> _GIVEN PROBLEM_
How many lines of the material below contain the string "components"? Answer with the number and nothing else.

> _COLLECTED MATERIAL_
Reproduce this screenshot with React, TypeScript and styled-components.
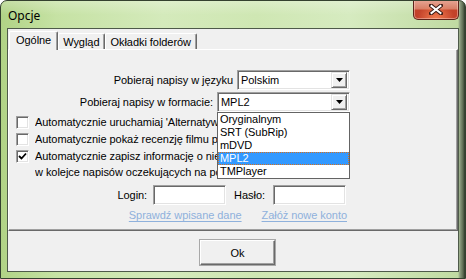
import React from "react";
import styled, { createGlobalStyle } from "styled-components";

const GlobalStyle = createGlobalStyle`
  html, body { margin: 0; padding: 0; background: #ffffff; }
  body { width: 466px; height: 279px; overflow: hidden; }
  * { box-sizing: border-box; }
`;

const UI_FONT = `"Liberation Sans", Arial, sans-serif`;

const Window = styled.div`
  width: 466px;
  height: 279px;
  border: 1px solid #34412f;
  border-radius: 7px 7px 0 0;
  padding: 0 6px 6px;
  display: flex;
  flex-direction: column;
  background:
    linear-gradient(270deg, #2e382b 0px, #5d6b52 2px, #8c9c80 5px, rgba(140,156,128,0) 7px),
    linear-gradient(180deg, rgba(255,255,255,0.25) 0px, rgba(255,255,255,0) 14px),
    linear-gradient(90deg, #b1d386 0%, #c6e2a4 12%, #d4eabb 35%, #cfe7b3 55%, #d6ebc0 75%, #bfd9a0 100%);
  overflow: hidden;
`;

const TitleBar = styled.div`
  height: 27px;
  display: flex;
  align-items: flex-start;
`;

const Title = styled.span`
  font-family: "Noto Sans", "Open Sans", sans-serif;
  font-size: 12px;
  line-height: 16px;
  color: #000;
  margin: 7px 0 0 1px;
`;

const CloseButton = styled.div`
  margin-left: auto;
  margin-top: -1px;
  width: 46px;
  height: 20px;
  border: 1px solid #5c241a;
  border-top: none;
  border-radius: 0 0 5px 5px;
  background:
    radial-gradient(ellipse at 50% 100%, rgba(255,140,90,0.8) 0%, rgba(255,140,90,0) 60%),
    linear-gradient(180deg, #e7a796 0%, #d88068 45%, #c4432a 55%, #c2402a 100%);
  box-shadow: inset 0 0 0 1px rgba(255,220,210,0.45);
  display: flex;
  align-items: center;
  justify-content: center;
`;

const Client = styled.div`
  flex: 1;
  border: 1px solid #4e5a4a;
  background: #f0f0f0;
  display: flex;
  flex-direction: column;
  font-family: ${UI_FONT};
  font-size: 11px;
  letter-spacing: -0.05px;
  color: #000;
`;

const TabStrip = styled.div`
  display: flex;
  align-items: flex-end;
  padding: 2px 0 0 1px;
  height: 20px;
  position: relative;
  z-index: 1;
`;

const Tab = styled.div<{ $active?: boolean }>`
  height: ${(p) => (p.$active ? 19 : 16)}px;
  margin-bottom: ${(p) => (p.$active ? -1 : 0)}px;
  padding: ${(p) => (p.$active ? "1px 6px 0 6px" : "1px 5px 0 4px")};
  border-top: 1px solid #ffffff;
  border-left: 1px solid #ffffff;
  border-right: 1px solid #696969;
  border-radius: 2px 2px 0 0;
  box-shadow: inset -1px 0 0 #a0a0a0;
  background: #f0f0f0;
  line-height: 14px;
  white-space: nowrap;
`;

const Panel = styled.div`
  height: 182px;
  border-top: 1px solid #ffffff;
  border-left: 1px solid #ffffff;
  border-right: 1px solid #696969;
  border-bottom: 1px solid #696969;
  box-shadow: inset -1px -1px 0 #a0a0a0;
  position: relative;
  display: flex;
  flex-direction: column;
  padding-top: 20px;
`;

const FieldRow = styled.div<{ $mt?: number; $pr?: number; $gap?: number }>`
  display: flex;
  justify-content: flex-end;
  align-items: center;
  gap: ${(p) => p.$gap ?? 4}px;
  margin-top: ${(p) => p.$mt ?? 0}px;
  padding-right: ${(p) => p.$pr ?? 107}px;
  height: 20px;
`;

const Label = styled.span<{ $ml?: number; $mr?: number }>`
  margin-left: ${(p) => p.$ml ?? 0}px;
  margin-right: ${(p) => p.$mr ?? 0}px;
`;

const Sunken = styled.div<{ $w: number }>`
  width: ${(p) => p.$w}px;
  height: 20px;
  border-top: 1px solid #a0a0a0;
  border-left: 1px solid #a0a0a0;
  border-right: 1px solid #ffffff;
  border-bottom: 1px solid #ffffff;
  box-shadow: inset 1px 1px 0 #696969, inset -1px -1px 0 #e3e3e3;
  background: #ffffff;
  display: flex;
  align-items: center;
  padding: 0 2px 0 3px;
`;

const SelectText = styled.span`
  flex: 1;
  line-height: 14px;
`;

const ArrowButton = styled.div`
  width: 16px;
  height: 16px;
  background: #f0f0f0;
  border-top: 1px solid #e3e3e3;
  border-left: 1px solid #e3e3e3;
  border-right: 1px solid #696969;
  border-bottom: 1px solid #696969;
  box-shadow: inset 1px 1px 0 #ffffff, inset -1px -1px 0 #a0a0a0;
  display: flex;
  align-items: center;
  justify-content: center;
`;

const CheckRow = styled.div<{ $mt?: number }>`
  display: flex;
  align-items: flex-start;
  gap: 6px;
  padding-left: 7px;
  margin-top: ${(p) => p.$mt ?? 0}px;
  white-space: nowrap;
`;

const CheckBox = styled.div`
  width: 13px;
  height: 13px;
  margin-top: 2px;
  flex: none;
  border-top: 1px solid #a0a0a0;
  border-left: 1px solid #a0a0a0;
  border-right: 1px solid #ffffff;
  border-bottom: 1px solid #ffffff;
  box-shadow: inset 1px 1px 0 #696969, inset -1px -1px 0 #e3e3e3;
  background: #ffffff;
  display: flex;
  align-items: center;
  justify-content: center;
`;

const CheckText = styled.div`
  line-height: 16px;
  width: 182px;
  overflow: hidden;
`;

const LinkRow = styled.div`
  display: flex;
  justify-content: flex-end;
  gap: 20px;
  padding-right: 110px;
  margin-top: 3px;
  line-height: 14px;
`;

const Link = styled.span`
  color: #8fb1dc;
  text-decoration: underline;
  text-underline-offset: 2px;
`;

const DropList = styled.div`
  position: absolute;
  left: 208px;
  top: 62px;
  width: 133px;
  border: 1px solid #646464;
  background: #ffffff;
  z-index: 2;
`;

const DropItem = styled.div<{ $selected?: boolean }>`
  height: 13px;
  line-height: 13px;
  padding-left: 2px;
  color: ${(p) => (p.$selected ? "#ffffff" : "#000000")};
  background: ${(p) => (p.$selected ? "#3399ff" : "transparent")};
  outline: ${(p) => (p.$selected ? "1px dotted #d8701c" : "none")};
  outline-offset: -1px;
`;

const Footer = styled.div`
  flex: 1;
  display: flex;
  align-items: flex-start;
  padding: 9px 0 0 192px;
`;

const Button = styled.div`
  width: 75px;
  height: 25px;
  border-top: 1px solid #ffffff;
  border-left: 1px solid #ffffff;
  border-right: 1px solid #696969;
  border-bottom: 1px solid #696969;
  box-shadow: inset -1px -1px 0 #a0a0a0;
  outline: 1px solid #a8a8a8;
  display: flex;
  align-items: center;
  justify-content: center;
  line-height: 14px;
`;

const Arrow = () => (
  <svg width="7" height="4" viewBox="0 0 7 4">
    <path d="M0 0h7L3.5 4z" fill="#000" />
  </svg>
);

const Check = () => (
  <svg width="9" height="9" viewBox="0 0 9 9">
    <path d="M1 4 L3.5 6.5 L8 1.5" stroke="#000" strokeWidth="1.8" fill="none" />
  </svg>
);

const CloseX = () => (
  <svg width="14" height="11" viewBox="0 0 14 11">
    <path d="M2 1.5 L12 9.5 M12 1.5 L2 9.5" stroke="#3a1a14" strokeWidth="4" strokeLinecap="square" />
    <path d="M2.5 2 L11.5 9 M11.5 2 L2.5 9" stroke="#ffffff" strokeWidth="2" strokeLinecap="square" />
  </svg>
);

const formats = ["Oryginalnym", "SRT (SubRip)", "mDVD", "MPL2", "TMPlayer"];

export default function App() {
  return (
    <>
      <GlobalStyle />
      <Window>
        <TitleBar>
          <Title>Opcje</Title>
          <CloseButton>
            <CloseX />
          </CloseButton>
        </TitleBar>
        <Client>
          <TabStrip>
            <Tab $active>Ogólne</Tab>
            <Tab>Wygląd</Tab>
            <Tab>Okładki folderów</Tab>
          </TabStrip>
          <Panel>
            <FieldRow>
              <span>Pobieraj napisy w języku</span>
              <Sunken $w={113}>
                <SelectText>Polskim</SelectText>
                <ArrowButton>
                  <Arrow />
                </ArrowButton>
              </Sunken>
            </FieldRow>
            <FieldRow $mt={2}>
              <span>Pobieraj napisy w formacie:</span>
              <Sunken $w={133}>
                <SelectText>MPL2</SelectText>
                <ArrowButton>
                  <Arrow />
                </ArrowButton>
              </Sunken>
            </FieldRow>
            <CheckRow $mt={2}>
              <CheckBox />
              <CheckText>Automatycznie uruchamiaj 'Alternatywne'</CheckText>
            </CheckRow>
            <CheckRow $mt={1}>
              <CheckBox />
              <CheckText>Automatycznie pokaż recenzję filmu po pobraniu</CheckText>
            </CheckRow>
            <CheckRow $mt={1}>
              <CheckBox>
                <Check />
              </CheckBox>
              <CheckText>
                Automatycznie zapisz informację o nie znalezionych
                <br />
                w kolejce napisów oczekujących na pobranie
              </CheckText>
            </CheckRow>
            <FieldRow $mt={5} $pr={111} $gap={0}>
              <Label $mr={6}>Login:</Label>
              <Sunken $w={73} />
              <Label $ml={8} $mr={8}>Hasło:</Label>
              <Sunken $w={73} />
            </FieldRow>
            <LinkRow>
              <Link>Sprawdź wpisane dane</Link>
              <Link>Załóż nowe konto</Link>
            </LinkRow>
            <DropList>
              {formats.map((f) => (
                <DropItem key={f} $selected={f === "MPL2"}>
                  {f}
                </DropItem>
              ))}
            </DropList>
          </Panel>
          <Footer>
            <Button>Ok</Button>
          </Footer>
        </Client>
      </Window>
    </>
  );
}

> _TASK ANSWER_
2